> **Your instructions**:
Examine the entries and show every line in which the word "this" is found.

> **Given entries**:

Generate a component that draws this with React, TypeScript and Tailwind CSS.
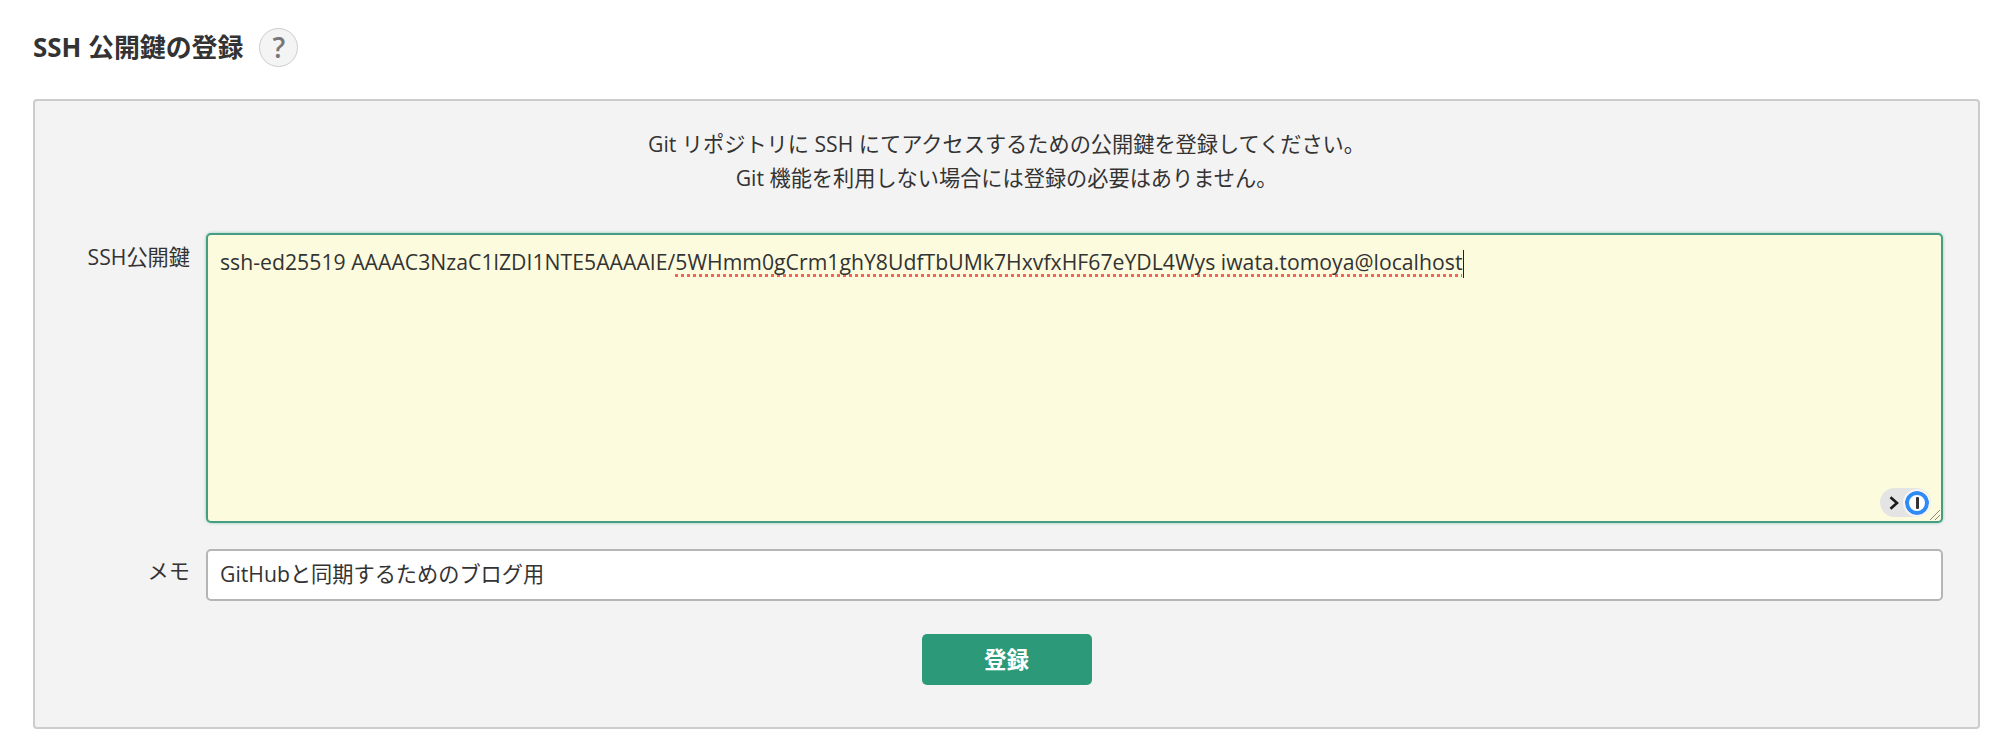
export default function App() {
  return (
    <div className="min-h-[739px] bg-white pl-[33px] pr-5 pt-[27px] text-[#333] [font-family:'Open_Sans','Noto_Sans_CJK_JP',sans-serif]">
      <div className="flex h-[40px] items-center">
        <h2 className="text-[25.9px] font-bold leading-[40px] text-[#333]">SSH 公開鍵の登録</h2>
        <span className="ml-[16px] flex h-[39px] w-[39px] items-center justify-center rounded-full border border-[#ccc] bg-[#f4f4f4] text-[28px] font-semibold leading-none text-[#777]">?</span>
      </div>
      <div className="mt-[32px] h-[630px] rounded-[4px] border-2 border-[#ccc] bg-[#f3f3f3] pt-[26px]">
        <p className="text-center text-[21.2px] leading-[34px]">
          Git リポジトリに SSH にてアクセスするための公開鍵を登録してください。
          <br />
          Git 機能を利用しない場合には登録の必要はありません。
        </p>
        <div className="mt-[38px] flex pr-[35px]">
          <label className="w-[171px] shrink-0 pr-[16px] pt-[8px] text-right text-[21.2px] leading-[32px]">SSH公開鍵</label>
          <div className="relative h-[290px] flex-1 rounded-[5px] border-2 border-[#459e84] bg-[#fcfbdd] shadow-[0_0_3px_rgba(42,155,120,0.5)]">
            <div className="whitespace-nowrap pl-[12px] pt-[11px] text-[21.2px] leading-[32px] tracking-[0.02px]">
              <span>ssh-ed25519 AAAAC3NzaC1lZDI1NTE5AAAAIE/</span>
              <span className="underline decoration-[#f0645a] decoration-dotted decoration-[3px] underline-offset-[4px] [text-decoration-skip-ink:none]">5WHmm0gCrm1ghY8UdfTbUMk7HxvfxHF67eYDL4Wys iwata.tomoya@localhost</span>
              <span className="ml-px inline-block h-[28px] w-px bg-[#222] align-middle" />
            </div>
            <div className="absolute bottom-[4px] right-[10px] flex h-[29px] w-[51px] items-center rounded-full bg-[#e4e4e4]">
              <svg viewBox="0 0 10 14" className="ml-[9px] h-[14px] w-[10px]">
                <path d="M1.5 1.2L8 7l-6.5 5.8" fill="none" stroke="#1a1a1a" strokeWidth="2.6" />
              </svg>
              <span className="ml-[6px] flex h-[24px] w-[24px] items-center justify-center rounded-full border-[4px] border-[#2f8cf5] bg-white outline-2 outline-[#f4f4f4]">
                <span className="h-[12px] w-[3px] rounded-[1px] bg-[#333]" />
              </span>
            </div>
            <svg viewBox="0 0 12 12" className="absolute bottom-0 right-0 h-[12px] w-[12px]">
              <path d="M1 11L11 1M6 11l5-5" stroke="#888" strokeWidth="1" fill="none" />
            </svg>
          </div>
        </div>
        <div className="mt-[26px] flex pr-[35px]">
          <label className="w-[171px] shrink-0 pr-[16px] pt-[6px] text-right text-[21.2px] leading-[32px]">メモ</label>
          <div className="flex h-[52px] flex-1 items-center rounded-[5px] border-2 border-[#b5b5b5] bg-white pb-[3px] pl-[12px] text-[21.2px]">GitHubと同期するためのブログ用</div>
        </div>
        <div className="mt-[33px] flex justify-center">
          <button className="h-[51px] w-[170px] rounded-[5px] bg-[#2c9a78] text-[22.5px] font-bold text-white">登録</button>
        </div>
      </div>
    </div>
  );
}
* * *
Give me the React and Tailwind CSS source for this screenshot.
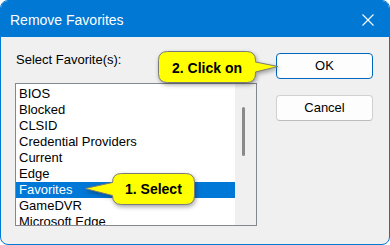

> **Complete response**:
Generate a component that draws this with React, TypeScript and Tailwind CSS.
Give me the React and Tailwind CSS source for this screenshot.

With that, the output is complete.